Surveillance can protect nursing home residents

Recently, legislation was passed affecting the residents of Chicago, Illinois. The legislation was signed by the governor of Illinois, and is called The Authorized Electronic Monitoring in Long-Term Care Facilities Act. It allows residents of nursing homes to install video and audio surveillance equipment in their rooms at the long-term care facilities to address the issue of nursing home abuse. Naturally, as with any recent legislation, people have questions about it.

What is the objective of the Act?

The objective of the Act is to prevent neglect and abuse of nursing home residents. Although surveillance equipment can provide a record of any neglect and abuse that does happen, the goal is that the presence of the surveillance equipment will deter neglect and abuse from happening in the first place, since staff members who would be inclined to mistreat residents would not want their misdeeds recorded.

Do residents and their roommates have to consent to the installation of surveillance equipment?
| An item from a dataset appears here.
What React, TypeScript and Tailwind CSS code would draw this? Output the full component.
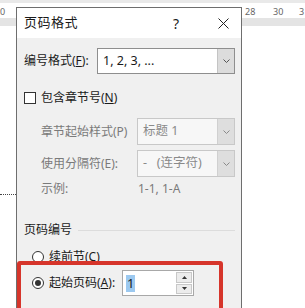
import { ReactNode } from "react";

const font = "font-['Segoe_UI','Noto_Sans','Noto_Sans_CJK_SC',sans-serif]";

const Chevron = ({ color = "#606060" }: { color?: string }) => (
  <svg width="7" height="4" viewBox="0 0 7 4">
    <path d="M0.5 0.5 L3.5 3.5 L6.5 0.5" fill="none" stroke={color} strokeWidth="1" />
  </svg>
);

const Select = ({
  value,
  disabled,
  className,
}: {
  value: ReactNode;
  disabled?: boolean;
  className?: string;
}) => (
  <div
    className={`flex border ${
      disabled ? "border-[#c8c8c8] bg-[#f7f7f7] text-[#8a8a8a]" : "border-[#8e8e8e] bg-white text-[#1a1a1a]"
    } ${className ?? ""}`}
  >
    <div className="flex-1 flex items-center pl-[5px] text-[12.5px]">{value}</div>
    <div
      className={`w-[17px] flex items-center justify-center border-l ${
        disabled ? "bg-[#dedede] border-[#d0d0d0]" : "bg-[#dcdcdc] border-[#c4c4c4]"
      }`}
    >
      <Chevron color={disabled ? "#8a8a8a" : "#555"} />
    </div>
  </div>
);

const Radio = ({ checked }: { checked?: boolean }) => (
  <div className="w-[12px] h-[12px] rounded-full border border-[#333] bg-white flex items-center justify-center">
    {checked && <div className="w-[6px] h-[6px] rounded-full bg-[#333]" />}
  </div>
);

export default function App() {
  return (
    <div className={`relative w-[305px] h-[308px] bg-white overflow-hidden ${font}`}>
      {/* ruler */}
      <div className="h-[3px] bg-[#e9e9e9]" />
      <div className="relative h-[15px] bg-white text-[9px] text-[#666]">
        <span className="absolute left-0 top-[2px]">0</span>
        <span className="absolute left-[245px] top-[2px]">28</span>
        <span className="absolute left-[273px] top-[2px]">30</span>
        <span className="absolute left-[299px] top-[2px]">3</span>
      </div>
      <div className="h-[8px] bg-[#e4e4e4]" />

      {/* dotted page edge */}
      <div className="absolute left-0 top-[194px] w-[16px] border-t border-dotted border-[#444]" />

      {/* dialog */}
      <div className="absolute left-[16px] top-[7px] w-[226px] h-[320px] border border-[#6e6e6e] bg-[#f0f0f0]">
        <div className="h-[30px] bg-white flex items-center pl-[7px] text-[13px] text-[#1a1a1a]">
          <span className="flex-1 tracking-[0.5px]">页码格式</span>
          <span className="w-[14px] text-[14px] mr-[35px] text-center">?</span>
          <svg width="11" height="11" viewBox="0 0 11 11" className="mr-[12px]">
            <path d="M0.5 0.5 L10.5 10.5 M10.5 0.5 L0.5 10.5" stroke="#222" strokeWidth="1" />
          </svg>
        </div>

        <div className="flex flex-col pl-[7px] pr-[6px] text-[12px] text-[#1a1a1a]">
          <div className="mt-[10px] flex items-center h-[26px]">
            <span className="w-[73px]">
              编号格式(<span className="underline">F</span>):
            </span>
            <Select value="1, 2, 3, ..." className="flex-1 h-[26px]" />
          </div>

          <div className="mt-[17px] flex items-center h-[14px]">
            <div className="w-[12px] h-[12px] border border-[#333] bg-white" />
            <span className="ml-[5px]">
              包含章节号(<span className="underline">N</span>)
            </span>
          </div>

          <div className="mt-[13px] flex items-center h-[27px] pl-[17px] text-[#7a7a7a]">
            <span className="w-[96px]">章节起始样式(P)</span>
            <Select value="标题 1" disabled className="flex-1 h-[27px]" />
          </div>

          <div className="mt-[5px] flex items-center h-[27px] pl-[17px] text-[#7a7a7a]">
            <span className="w-[96px]">使用分隔符(E):</span>
            <Select
              value={
                <span>
                  -&nbsp;&nbsp;&nbsp;(连字符)
                </span>
              }
              disabled
              className="flex-1 h-[27px]"
            />
          </div>

          <div className="mt-[4px] flex items-center h-[16px] pl-[17px] text-[#7a7a7a]">
            <span className="w-[97px]">示例:</span>
            <span>1-1, 1-A</span>
          </div>

          <div className="mt-[25px] flex items-center h-[16px]">
            <span>页码编号</span>
            <div className="flex-1 ml-[6px] border-t border-[#dcdcdc]" />
          </div>

          <div className="mt-[11px] flex items-center h-[16px] pl-[8px]">
            <Radio />
            <span className="ml-[5px]">
              续前节(<span className="underline">C</span>)
            </span>
          </div>

          <div className="mt-[5px] flex items-center h-[26px] pl-[8px]">
            <Radio checked />
            <span className="ml-[5px] w-[73px]">
              起始页码(<span className="underline">A</span>):
            </span>
            <div className="w-[72px] h-[26px] flex border border-[#a8a8a8] bg-white">
              <div className="flex-1 flex items-center pl-[3px]">
                <span className="bg-[#9cc9f0] px-[1px] leading-[17px] text-[13px]">1</span>
              </div>
              <div className="w-[16px] my-[1px] mr-[1px] flex flex-col gap-[1px]">
                <div className="flex-1 bg-[#ececec] border border-[#c8c8c8] flex items-center justify-center">
                  <svg width="5" height="3" viewBox="0 0 5 3">
                    <path d="M0 3 L2.5 0 L5 3 Z" fill="#333" />
                  </svg>
                </div>
                <div className="flex-1 bg-[#ececec] border border-[#c8c8c8] flex items-center justify-center">
                  <svg width="5" height="3" viewBox="0 0 5 3">
                    <path d="M0 0 L2.5 3 L5 0 Z" fill="#333" />
                  </svg>
                </div>
              </div>
            </div>
          </div>
        </div>
      </div>

      {/* red annotation box */}
      <div className="absolute left-[17px] top-[261px] w-[206px] h-[70px] border-[4px] border-[#d6352b] rounded-[3px]" />
    </div>
  );
}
Yes. All residents and roommates in whose rooms surveillance equipment is installed must consent to the installation in accordance with their natural right to privacy. If the resident is declared by a physician to be incapable of giving consent, their family members or other legal guardians can give consent on their behalf. When residents and roommates do give consent, they can withdraw it any time.

Who pays for the surveillance equipment?

The residents and their families are responsible for the cost of the surveillance equipment and the cost of getting it installed. However, the Illinois Department of Public Health has a fund from which they can disperse $50,000 a year, via lottery, to residents who want the surveillance equipment but can't afford it. Those granted money from that fund can use it for both the purchase and the installation of the surveillance equipment, making it an option worth looking into for those who are at risk.